# Description of the task
Identify each line in the records below that contains the word "this", and copy it.

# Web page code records
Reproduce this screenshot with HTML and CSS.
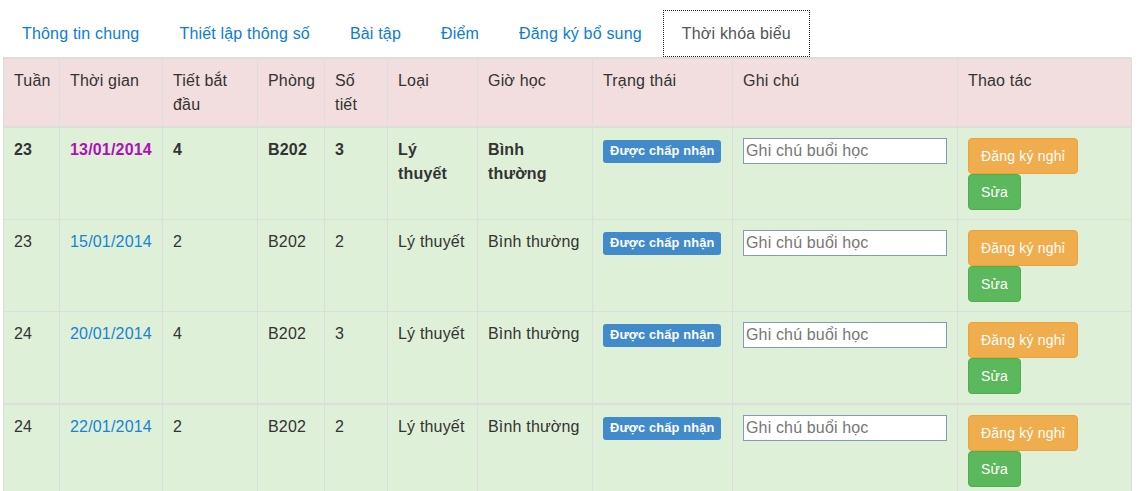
FILE: index.html
```html
<!DOCTYPE html>
<html lang="vi">
<head>
<meta charset="utf-8">
<title>Thời khóa biểu</title>
<link rel="stylesheet" href="styles.css">
</head>
<body>
<div class="page">
  <ul class="tabs">
    <li><a class="tab">Thông tin chung</a></li>
    <li><a class="tab">Thiết lập thông số</a></li>
    <li><a class="tab">Bài tập</a></li>
    <li><a class="tab">Điểm</a></li>
    <li><a class="tab">Đăng ký bổ sung</a></li>
    <li><a class="tab active">Thời khóa biểu</a></li>
  </ul>
  <table class="schedule">
    <colgroup>
      <col class="c-week"><col class="c-date"><col class="c-start"><col class="c-room"><col class="c-count"><col class="c-type"><col class="c-hour"><col class="c-status"><col class="c-note"><col class="c-act">
    </colgroup>
    <thead>
      <tr>
        <th>Tuần</th><th>Thời gian</th><th>Tiết bắt đầu</th><th>Phòng</th><th>Số tiết</th><th>Loại</th><th>Giờ học</th><th>Trạng thái</th><th>Ghi chú</th><th>Thao tác</th>
      </tr>
    </thead>
    <tbody>
      <tr class="current">
        <td>23</td><td><a class="date visited">13/01/2014</a></td><td>4</td><td>B202</td><td>3</td><td>Lý thuyết</td><td>Bình thường</td>
        <td><span class="badge">Được chấp nhận</span></td>
        <td><input class="note" type="text" placeholder="Ghi chú buổi học"></td>
        <td><div class="actions"><button class="btn btn-warn">Đăng ký nghỉ</button><button class="btn btn-ok">Sửa</button></div></td>
      </tr>
      <tr>
        <td>23</td><td><a class="date">15/01/2014</a></td><td>2</td><td>B202</td><td>2</td><td>Lý thuyết</td><td>Bình thường</td>
        <td><span class="badge">Được chấp nhận</span></td>
        <td><input class="note" type="text" placeholder="Ghi chú buổi học"></td>
        <td><div class="actions"><button class="btn btn-warn">Đăng ký nghỉ</button><button class="btn btn-ok">Sửa</button></div></td>
      </tr>
      <tr>
        <td>24</td><td><a class="date">20/01/2014</a></td><td>4</td><td>B202</td><td>3</td><td>Lý thuyết</td><td>Bình thường</td>
        <td><span class="badge">Được chấp nhận</span></td>
        <td><input class="note" type="text" placeholder="Ghi chú buổi học"></td>
        <td><div class="actions"><button class="btn btn-warn">Đăng ký nghỉ</button><button class="btn btn-ok">Sửa</button></div></td>
      </tr>
    </tbody>
    <tbody class="group">
      <tr>
        <td>24</td><td><a class="date">22/01/2014</a></td><td>2</td><td>B202</td><td>2</td><td>Lý thuyết</td><td>Bình thường</td>
        <td><span class="badge">Được chấp nhận</span></td>
        <td><input class="note" type="text" placeholder="Ghi chú buổi học"></td>
        <td><div class="actions"><button class="btn btn-warn">Đăng ký nghỉ</button><button class="btn btn-ok">Sửa</button></div></td>
      </tr>
    </tbody>
  </table>
</div>
</body>
</html>
```
FILE: styles.css
```css
html, body {
  margin: 0;
  padding: 0;
  background: #fff;
}
body {
  font-family: "Liberation Sans", Arial, sans-serif;
  font-size: 16px;
  line-height: 24px;
  letter-spacing: 0.18px;
  color: #333;
}
.page {
  padding: 10px 0 0 3px;
  width: 1128px;
}
.tabs {
  list-style: none;
  margin: 0;
  padding: 0;
  display: flex;
  border-bottom: 1px solid #ddd;
}
.tab {
  display: block;
  padding: 11px 18px 10px;
  margin-right: 2px;
  border: 1px solid transparent;
  color: #0c7cd5;
  cursor: pointer;
}
.tab.active {
  color: #555;
  background: #fff;
  border: 1px dotted #222;
}
.schedule {
  width: 1128px;
  table-layout: fixed;
  border-collapse: collapse;
  border: 1px solid #ddd;
}
.c-week { width: 56px; }
.c-date { width: 103px; }
.c-start { width: 95px; }
.c-room { width: 67px; }
.c-count { width: 63px; }
.c-type { width: 90px; }
.c-hour { width: 115px; }
.c-status { width: 140px; }
.c-note { width: 225px; }
.c-act { width: 174px; }
.schedule th,
.schedule td {
  text-align: left;
  vertical-align: top;
  border: 1px solid #ddd;
}
.schedule th {
  font-weight: normal;
  background: #f2dede;
  padding: 10px 10px 9px;
  border-bottom-width: 2px;
}
.schedule td {
  background: #dff0d8;
  padding: 10px 10px 9px;
}
.schedule tbody.group tr td {
  border-top-width: 2px;
}
.current td {
  font-weight: bold;
}
.date {
  color: #1583d6;
  cursor: pointer;
}
.date.visited {
  color: #b10fb8;
}
.badge {
  display: inline-block;
  white-space: nowrap;
  margin-top: 2px;
  background: #428bca;
  color: #fff;
  font-weight: bold;
  font-size: 12.8px;
  letter-spacing: 0.15px;
  line-height: 1;
  padding: 5px 7px 5px;
  border-radius: 3px;
}
.note {
  display: block;
  box-sizing: border-box;
  width: 204px;
  height: 26px;
  margin: 0;
  padding: 1px 2px;
  border: 1px solid #7f9db9;
  background: #fff;
  font-family: "Liberation Sans", Arial, sans-serif;
  font-size: 16px;
  letter-spacing: 0.15px;
  color: #333;
}
.note::placeholder {
  color: #777;
}
.actions {
  display: flex;
  flex-direction: column;
  align-items: flex-start;
}
.btn {
  font-family: "Liberation Sans", Arial, sans-serif;
  font-size: 14px;
  letter-spacing: 0.2px;
  font-weight: normal;
  line-height: 22px;
  padding: 6px 12px;
  border: 1px solid transparent;
  border-radius: 4px;
  color: #fff;
  cursor: pointer;
}
.btn-warn {
  background: #f0ad4e;
  border-color: #eea236;
}
.btn-ok {
  background: #5cb85c;
  border-color: #4cae4c;
}
```
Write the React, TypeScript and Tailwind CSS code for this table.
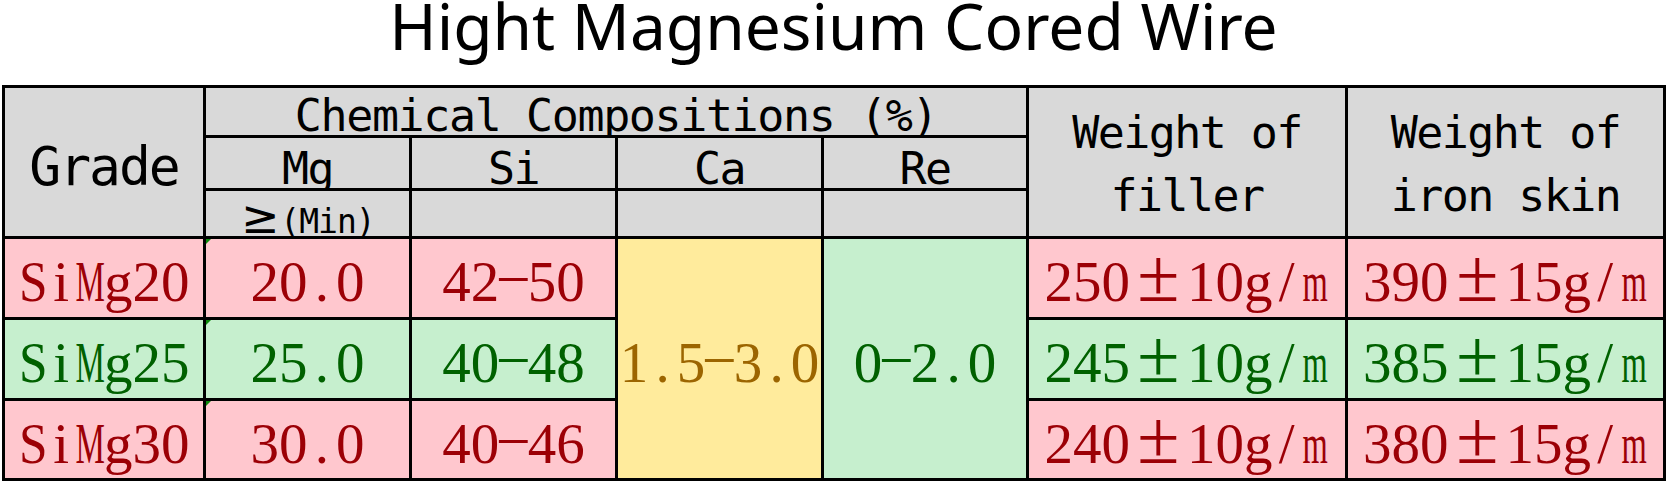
import React from "react";

const PINK = "bg-[#ffc7ce] text-[#9c0006]";
const GREEN = "bg-[#c6efce] text-[#006100]";
const YELLOW = "bg-[#ffeb9c] text-[#9c6500]";

function Mono({ text }: { text: string }) {
  return (
    <span className="whitespace-nowrap">
      {Array.from(text).map((ch, i) => {
        let cls = "inline-flex justify-center w-[0.5em]";
        if (ch === "±") cls = "inline-flex justify-center w-[1em] scale-135 origin-[50%_79%]";
        else if (ch === "M") cls += " scale-x-58";
        else if (ch === "m") cls += " scale-x-57";
        else if (ch === "S") cls += " scale-x-90";
        else if (ch === "-") cls += " scale-x-195 scale-y-70 -translate-y-[6px]";
        return (
          <span key={i} className={cls}>
            {ch}
          </span>
        );
      })}
    </span>
  );
}

function DataCell({
  text,
  tone,
  extra = "",
  mark = false,
}: {
  text: string;
  tone: string;
  extra?: string;
  mark?: boolean;
}) {
  return (
    <div
      className={`relative flex items-center justify-center pt-[8px] text-[57px] leading-[66px] font-['Liberation_Serif',serif] ${tone} ${extra}`}
    >
      {mark && (
        <span className="absolute left-0 top-0 h-0 w-0 border-t-[5px] border-r-[5px] border-t-[#0a8a0a] border-r-transparent" />
      )}
      <Mono text={text} />
    </div>
  );
}

const head = "bg-[#d9d9d9] text-black font-['DejaVu_Sans_Mono',monospace]";

export default function App() {
  const rows = [
    { grade: "SiMg20", mg: "20.0", si: "42-50", filler: "250±10g/m", skin: "390±15g/m", tone: PINK },
    { grade: "SiMg25", mg: "25.0", si: "40-48", filler: "245±10g/m", skin: "385±15g/m", tone: GREEN },
    { grade: "SiMg30", mg: "30.0", si: "40-46", filler: "240±10g/m", skin: "380±15g/m", tone: PINK },
  ];

  return (
    <div className="w-[1667px] h-[483px] overflow-hidden bg-white">
      <div className="h-[85px] text-center text-[64px] leading-[52px] text-black font-['Noto_Sans',sans-serif]">
        Hight Magnesium Cored Wire
      </div>
      <div className="ml-[2px] grid w-fit grid-cols-[198px_203px_203px_203px_202px_316px_315px] grid-rows-[47px_50px_45px_78px_78px_77px] gap-[3px] bg-black p-[3px]">
        <div className={`${head} row-span-3 flex items-center justify-center pt-[9px] text-[53px] leading-[53px] tracking-[-2px]`}>
          Grade
        </div>
        <div className={`${head} col-span-4 overflow-hidden text-center text-[45px] leading-[56px] tracking-[-1.4px] whitespace-pre`}>
          Chemical Compositions (%)
        </div>
        <div className={`${head} row-span-3 flex flex-col items-center justify-center pt-[4px] text-[45px] leading-[63px] tracking-[-1.6px] whitespace-pre`}>
          <span>Weight of</span>
          <span>filler</span>
        </div>
        <div className={`${head} row-span-3 flex flex-col items-center justify-center pt-[4px] text-[45px] leading-[63px] tracking-[-1.6px] whitespace-pre`}>
          <span>Weight of</span>
          <span>iron skin</span>
        </div>

        {["Mg", "Si", "Ca", "Re"].map((t) => (
          <div key={t} className={`${head} overflow-hidden text-center text-[45px] leading-[61px] tracking-[-1.6px]`}>
            {t}
          </div>
        ))}

        <div className={`${head} overflow-hidden text-center text-[33px] leading-[62px] tracking-[-1px]`}>
          <span className="inline-block w-[40px] text-center text-[46px] leading-none tracking-normal font-['DejaVu_Sans',sans-serif]">≥</span>(Min)
        </div>
        <div className={head} />
        <div className={head} />
        <div className={head} />

        {rows.map((r, idx) => (
          <React.Fragment key={r.grade}>
            <DataCell text={r.grade} tone={r.tone} />
            <DataCell text={r.mg} tone={r.tone} mark />
            <DataCell text={r.si} tone={r.tone} />
            {idx === 0 && <DataCell text="1.5-3.0" tone={YELLOW} extra="row-span-3" />}
            {idx === 0 && <DataCell text="0-2.0" tone={GREEN} extra="row-span-3" />}
            <DataCell text={r.filler} tone={r.tone} />
            <DataCell text={r.skin} tone={r.tone} />
          </React.Fragment>
        ))}
      </div>
    </div>
  );
}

# Problem solution
Reproduce this screenshot with HTML and CSS.
Write the React, TypeScript and Tailwind CSS code for this table.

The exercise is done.